Beyond a few relatively minor tweaks to history like these, the most exciting aspect of the show is that it is dramatizing UFO cases in which investigators did not all feel there was a simple explanation. Despite the narrative the U.S. Air Force often portrays, even the military has never had a consensus on the UFO question. In fact, according to Ruppelt, the staff of Project Sign determined one explanation for some of the unidentified objects observed by credible witnesses might be extraterrestrial spacecraft. According to the Air Force, at the time of Project Blue Book’s closing, there were over 700 unsolved cases.
The minor deviations from reality in the first couple of episodes are not sufficient enough to cause me concern. The insertion of some of the smaller facts, even if they are tweaked, is exciting for a UFO nerd like me. I am curious where the storyline with Mimi’s mysterious friend is headed. Hynek, nor those close to him, ever indicated there was any real-life intrigue involving his family. I am hoping this is just a tool to represent some other aspect of reality.
In the end, even if the show begins to deviate from reality drastically, Hynek and Malarkey are such intriguing characters, and the mysteries sufficiently fascinating; that I think they show will do well. For those history nerds who want the facts, History has fortunately posted a host of articles on the real-life situations being covered on the show.
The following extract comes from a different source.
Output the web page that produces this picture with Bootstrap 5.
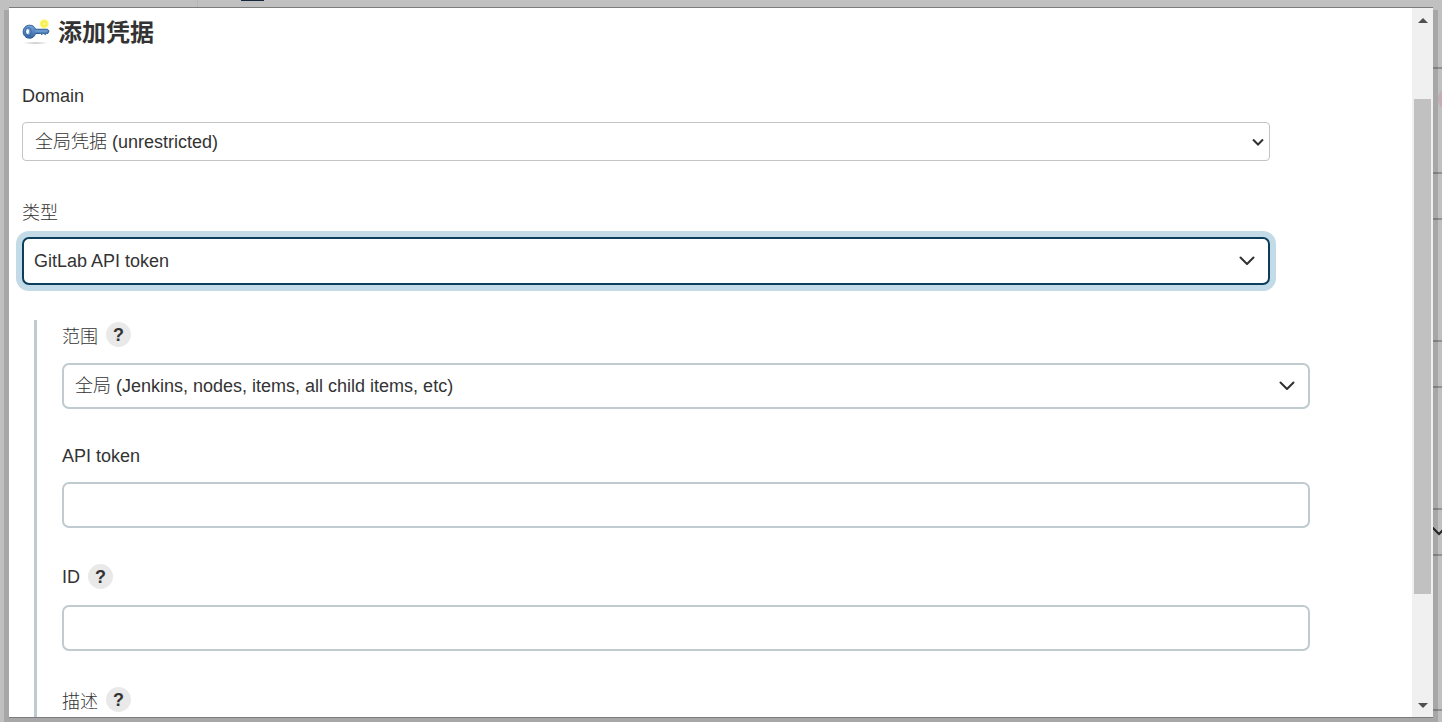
<!DOCTYPE html>
<html lang="zh-CN">
<head>
<meta charset="utf-8">
<meta name="viewport" content="width=device-width, initial-scale=1">
<title>添加凭据</title>
<link href="https://cdn.jsdelivr.net/npm/bootstrap@5.3.0/dist/css/bootstrap.min.css" rel="stylesheet">
<style>
  body { font-family: "Liberation Sans", "Noto Sans CJK SC Light", "Noto Sans CJK SC", sans-serif; font-size: 18px; font-weight: 300; line-height: 24px; color: #333; background: #c0c0c0; }
  .cjk { font-family: "Noto Sans CJK SC Light", "Noto Sans CJK SC", sans-serif; }

  /* dimmed page behind the dialog */
  .behind { inset: 0; }
  .behind-side { width: 9px; padding-top: 67px; }
  .behind-side .rule { height: 2px; background: #929292; flex: none; }
  .behind-side .box { height: 48px; border: solid #929292; border-width: 2px 0; flex: none; margin-bottom: 120px; }
  .behind-side .box:last-of-type { margin-bottom: 0; }
  .dot { width: 24px; height: 24px; margin: 18px 0 61px 5px; border-radius: 50%; background: #c2aeb2; flex: none; }
  .last-rule { margin-bottom: 11px; }
  .tab-mark { top: 0; left: 241px; width: 23px; height: 1px; background: #14273c; }
  .page-edge { top: 0; left: 197px; width: 1px; height: 8px; background: #b6b6b6; }
  .dialog-shadow { inset: 10px 4px 0; background: rgba(0, 0, 0, .13); }

  .shade { padding: 7px 9px 4px; }
  .dialog-frame { border-top: 1px solid #7c7c7c; border-bottom: 1px solid #7c7c7c; background: #fff; }
  .dialog-content { padding: 4px 142px 0 13px; }
  h1 { font-size: 24px; line-height: 38px; font-weight: 700; font-family: "Noto Sans CJK SC", sans-serif; }
  form { padding-top: 33px; }
  .first-field { margin-bottom: 37px; }
  .nested .field { margin-bottom: 34px; }
  .field-top { height: 26px; margin-bottom: 13px; }
  .field-top.with-help { height: 29px; margin-bottom: 14px; }

  .form-select, .form-control { font-size: 18px; font-weight: 300; line-height: 24px; color: #333; background-color: #fff; border: 2px solid #bfcbcf; border-radius: 7px; height: 46px; padding: 0 44px 0 11px; }
  .form-select { background-image: url("data:image/svg+xml,%3Csvg xmlns='http://www.w3.org/2000/svg' viewBox='0 0 16 10'%3E%3Cpath d='M1.5 1.5 8 8 14.500 1.500' fill='none' stroke='%23303030' stroke-width='2' stroke-linecap='round' stroke-linejoin='round'/%3E%3C/svg%3E"); background-size: 16px 10px; background-position: right 13px center; }
  .form-select.plain { height: 39px; border: 1px solid #c3c3c8; border-radius: 4px; padding-left: 12px; background-image: url("data:image/svg+xml,%3Csvg xmlns='http://www.w3.org/2000/svg' viewBox='0 0 12 8'%3E%3Cpath d='M1 1.500 6 6.500 11 1.500' fill='none' stroke='%23303030' stroke-width='2'/%3E%3C/svg%3E"); background-size: 12px 8px; background-position: right 5px center; }
  .form-select.active-field { height: 48px; padding-left: 10px; border-color: #0b3d5d; box-shadow: 0 0 0 6px #c3dae7; }
  .nested { margin: 35px -40px 0 12px; padding-left: 25px; border-left: 3px solid #bfcbcf; }
  .help { width: 25px; height: 25px; border: 0; border-radius: 50%; background: #e9e9e9; color: #333; font: 700 18px/24px "Liberation Sans", sans-serif; }

  .scroller { width: 21px; background: #f0f0f0; padding: 0 2px; }
  .scroller button { height: 24px; border: 0; background: transparent; }
  .before-thumb { flex: 67 1 0; }
  .thumb { flex: 495 1 0; background: #c1c1c1; }
  .after-thumb { flex: 99 1 0; }
</style>
</head>
<body class="vh-100 overflow-hidden position-relative">
<div class="behind position-absolute overflow-hidden d-flex justify-content-end" aria-hidden="true">
  <div class="page-edge position-absolute"></div>
  <div class="tab-mark position-absolute"></div>
  <div class="behind-side d-flex flex-column">
    <div class="rule"></div>
    <div class="dot"></div>
    <div class="box"></div>
    <div class="box"></div>
    <div class="box mb-0 d-flex align-items-center">
      <svg width="16" height="10" viewBox="0 0 16 10" class="flex-shrink-0"><path d="M-1 0 6 7 13 0" fill="none" stroke="#262626" stroke-width="2"/></svg>
    </div>
    <div class="rule last-rule mt-auto"></div>
  </div>
  <div class="dialog-shadow position-absolute"></div>
</div>

<div class="shade vh-100 position-relative">
  <main class="dialog-frame d-flex h-100">
    <div class="dialog-content flex-grow-1 overflow-hidden">
      <h1 class="d-flex align-items-center gap-2 mb-0">
        <svg width="28" height="28" viewBox="0 0 29 29" aria-hidden="true">
          <defs>
            <radialGradient id="glow"><stop offset="0" stop-color="#fffbd0"/><stop offset=".35" stop-color="#fff766"/><stop offset=".8" stop-color="#fcf55c"/><stop offset="1" stop-color="#fdf98f" stop-opacity=".3"/></radialGradient>
            <linearGradient id="steel" x2="0" y2="1"><stop offset="0" stop-color="#75a6db"/><stop offset="1" stop-color="#3465a4"/></linearGradient>
            <radialGradient id="floor"><stop offset="0" stop-color="#999" stop-opacity=".6"/><stop offset="1" stop-color="#999" stop-opacity="0"/></radialGradient>
          </defs>
          <ellipse cx="14" cy="27" rx="13" ry="1.600" fill="url(#floor)"/>
          <circle cx="23" cy="7" r="5" fill="url(#glow)"/>
          <circle cx="23" cy="7" r="2" fill="none" stroke="#e9dd35" stroke-width=".7"/>
          <path d="M8 8.500c3 0 5.200 1.500 6 4.200h12.500l1.500 1.800-1.300 2.600h-1.500l-1 1.200-1.500-1.200h-1l-1 1.200-1.500-1.200H14c-.8 3-3 4.900-6 4.900-4 0-6.800-2.900-6.800-6.700S4 8.500 8 8.500z" fill="url(#steel)" stroke="#2b588f"/>
          <ellipse cx="6.500" cy="15" rx="3" ry="4" fill="#6d9bd0" stroke="#2b588f" stroke-width=".8"/>
          <ellipse cx="5.800" cy="15" rx="1.500" ry="2.600" fill="#f4f8fc"/>
          <path d="M14 14.500h12" stroke="#85afdd" stroke-width=".8"/>
        </svg>
        添加凭据
      </h1>

      <form>
        <div class="first-field">
          <div class="field-top d-flex align-items-center"><label for="domain">Domain</label></div>
          <select id="domain" class="form-select plain"><option>全局凭据 (unrestricted)</option></select>
        </div>
        <div>
          <div class="field-top d-flex align-items-center"><label for="kind" class="cjk">类型</label></div>
          <select id="kind" class="form-select active-field"><option>GitLab API token</option></select>
        </div>

        <div class="nested">
          <div class="field">
            <div class="field-top with-help d-flex align-items-center gap-2"><label for="scope" class="cjk">范围</label><button type="button" class="help p-0">?</button></div>
            <select id="scope" class="form-select"><option>全局 (Jenkins, nodes, items, all child items, etc)</option></select>
          </div>
          <div class="field">
            <div class="field-top d-flex align-items-center"><label for="token">API token</label></div>
            <input id="token" type="password" class="form-control">
          </div>
          <div class="field">
            <div class="field-top with-help d-flex align-items-center gap-2"><label for="cred-id">ID</label><button type="button" class="help p-0">?</button></div>
            <input id="cred-id" type="text" class="form-control">
          </div>
          <div>
            <div class="field-top with-help d-flex align-items-center gap-2"><label for="desc" class="cjk">描述</label><button type="button" class="help p-0">?</button></div>
            <input id="desc" type="text" class="form-control">
          </div>
        </div>
      </form>
    </div>

    <div class="scroller d-flex flex-column flex-shrink-0">
      <button type="button" class="d-flex align-items-center justify-content-center p-0" aria-label="向上滚动"><svg width="10" height="5" viewBox="0 0 10 5"><path d="M0 5 5 0l5 5z" fill="#505050"/></svg></button>
      <div class="before-thumb"></div>
      <div class="thumb"></div>
      <div class="after-thumb"></div>
      <button type="button" class="d-flex align-items-center justify-content-center p-0" aria-label="向下滚动"><svg width="10" height="5" viewBox="0 0 10 5"><path d="M0 0h10L5 5z" fill="#505050"/></svg></button>
    </div>
  </main>
</div>
<script src="https://cdn.jsdelivr.net/npm/bootstrap@5.3.0/dist/js/bootstrap.bundle.min.js"></script>
</body>
</html>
Watching History’s version of Dr. Hynek attempt to solve UFO mysteries and potentially uncover vast conspiracies should be fun. As with any good historical fiction, it will hopefully also inspire viewers to learn more about a fascinating part of American history. Hopefully, would-be civilian researchers will stick to credible sources for information, such as Den of Geek, who will be guiding readers through the real-life history behind the Project Blue Book episodes.